By decarbonizing existing hydrogen production and using hydrogen in relevant industries, such as green steel, green hydrogen can help abate more than 10% of CO2 emissions globally. In some localities, the price of carbon emissions continues to increase, thus the use of green hydrogen in heavy industries (such as steel, fertilizers, and chemical production) can reduce the cost of these emissions, negating the need for expensive carbon capture and storage solutions, or the need to pay for emissions credits.
The implementation of electrolyzer technology provides several other notable environmental benefits, the most important being that green hydrogen production doesn’t emit any harmful pollutants, such as sulfur dioxide, nitrogen oxides, or particulate matter, unlike fossil fuels. Replacing gray and even blue hydrogen (hydrogen produced from fossil fuels but supported by carbon capture and storage) with green hydrogen in heavy industries will lead to the elimination of dangerous pollutants and improved air quality.
Another major advantage of green hydrogen is its ability to be used in the production of dense, easy-to-store fuels such as ammonia and methanol. These fuels can be used as backup power or peaking power generation in situations where a stable and reliable source of energy is needed, or in remote locations. Finally, the economic impact of green hydrogen adoption will lead to an increase in job creation along every step, from research and development, to installation of green hydrogen infrastructure, to heavy industry customers and their skilled laborers, including:
- ■ Ongoing production of green hydrogen through electrolysis requires skilled workers, such as engineers, technicians, and operators.
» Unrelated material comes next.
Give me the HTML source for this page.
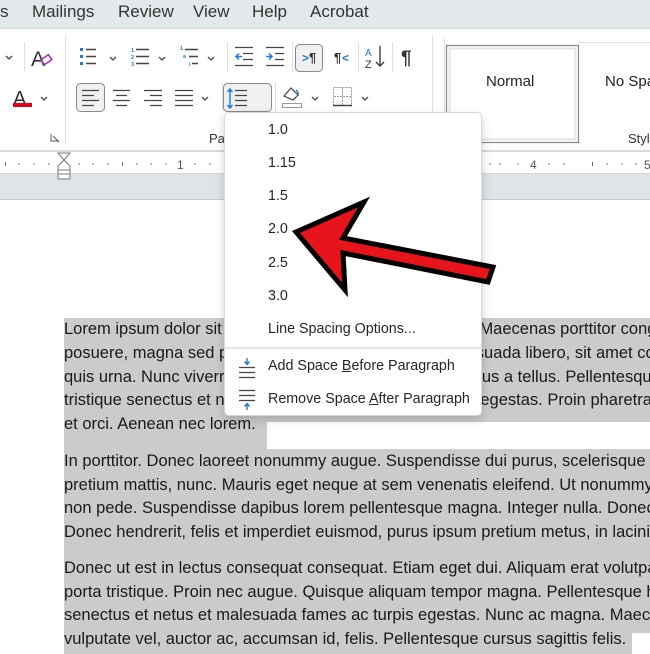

- ■ Development and installation of green hydrogen infrastructure, such as pipelines, storage tanks, and chemical process reactors, also requires a skilled workforce.
- ■ The use of green hydrogen in heavy industries such as steel, fertilizers, and chemical production creates new job opportunities for business and project development.
- ■ A corporate-focused adoption of the green hydrogen industry stimulates economic growth and new opportunities for small- and medium-sized enterprises that support or are developing new products and contributing to job creation at various levels.
As green hydrogen producers begin to see all of these benefits manifest, decarbonizing hydrogen in many cases starts through shareholder pressure and business strategy foresight. For the other producers and users of hydrogen, upcoming regulation will force accelerated decarbonization of their industries.
For example, recent trade agreements could create a boon for green steel, produced using green hydrogen direct reduced iron, or DRI. Recent U.S. legislation such as the Infrastructure Investment and Jobs Act, and Inflation Reduction Act, also create strong incentives for domestic manufacturing, industrial decarbonization, and the creation of hydrogen hubs that will help this technology thrive. European regulations are likely to do the same, while promoting additional renewables deployments to supply electrolyzer projects with clean electricity.
While current U.S. legislation incentivizes certain aspects of hydrogen adoption and production, macro-level challenges around hydrogen demand stimulation and infrastructure generally exist. Hydrogen is difficult and costly to transport and store. In most cases, the production and immediate use of hydrogen at the same location is most economical, as it avoids the pitfalls of transport and storage. Nonetheless, this requires grid transmission capacity and renewable power purchase agreements (or similar) to be in place. It would not be surprising to see innovations regarding how clean electricity is supplied to industrial electrolyzer sites at high capacity factors, similar to how data centers are working to source the cleanest electricity possible at relevant times of the day.
Furthermore, it is likely we’ll see many industrial steel, fertilizer, and chemical projects in locations with good access both to markets (ports, rail, pipelines, etc.) and abundant renewables. These renewables would feed the electrolyzers directly, removing the need for 24/7 grid supply, though some complimentary off-peak grid supply would likely still be valuable.
The pathways and solutions to enable cost-effective green hydrogen are straightforward. The most important is to use the lowest-cost sources of clean electricity with the highest capacity factors possible. This industry depends acutely on the continued successful deployments of clean electricity sources.
2. Advanced Ionics’ Symbiotic Electrolysis technology is able to create lower-cost green hydrogen by tapping into existing process and waste heat sources at industrial facilities. Courtesy: Advanced Ionics
Furthermore, well-integrated, onsite hydrogen production using steam electrolyzers has obvious advantages with low electricity usage. Lastly, utilizing electrolyzer technologies (Figure 2) that leverage simple, large-scale manufacturing processes, with abundant materials, will allow the industry to ramp up production quickly while avoiding supply chain and geopolitical constraints. These are the key features that electrolyzer technology companies are working to address—making efficient steam electrolyzers that operate at mild temperatures, with abundant materials and massively scalable manufacturing.
The increased focus on decarbonizing industries and reducing greenhouse gas emissions, coupled with the declining cost of renewable energy and electrolysis technology, will drive the demand for green hydrogen. Governments and private sector stakeholders are also investing heavily in the development of hydrogen infrastructure, research and development, and pilot projects, which will help accelerate the adoption of green hydrogen.
Creating green hydrogen at a lower cost than gray hydrogen will transform the net-zero targets of governments and corporations. As a result, the use of green hydrogen in heavy industries such as steel, fertilizer, and chemical production is expected to increase significantly, contributing heavily to a strong, stable world economy and sustainable energy future for our planet.
—Chad Mason is CEO of Advanced Ionics, a company developing electrolyzer technology and a green hydrogen platform to support sustainability efforts of industrial hydrogen producers and users.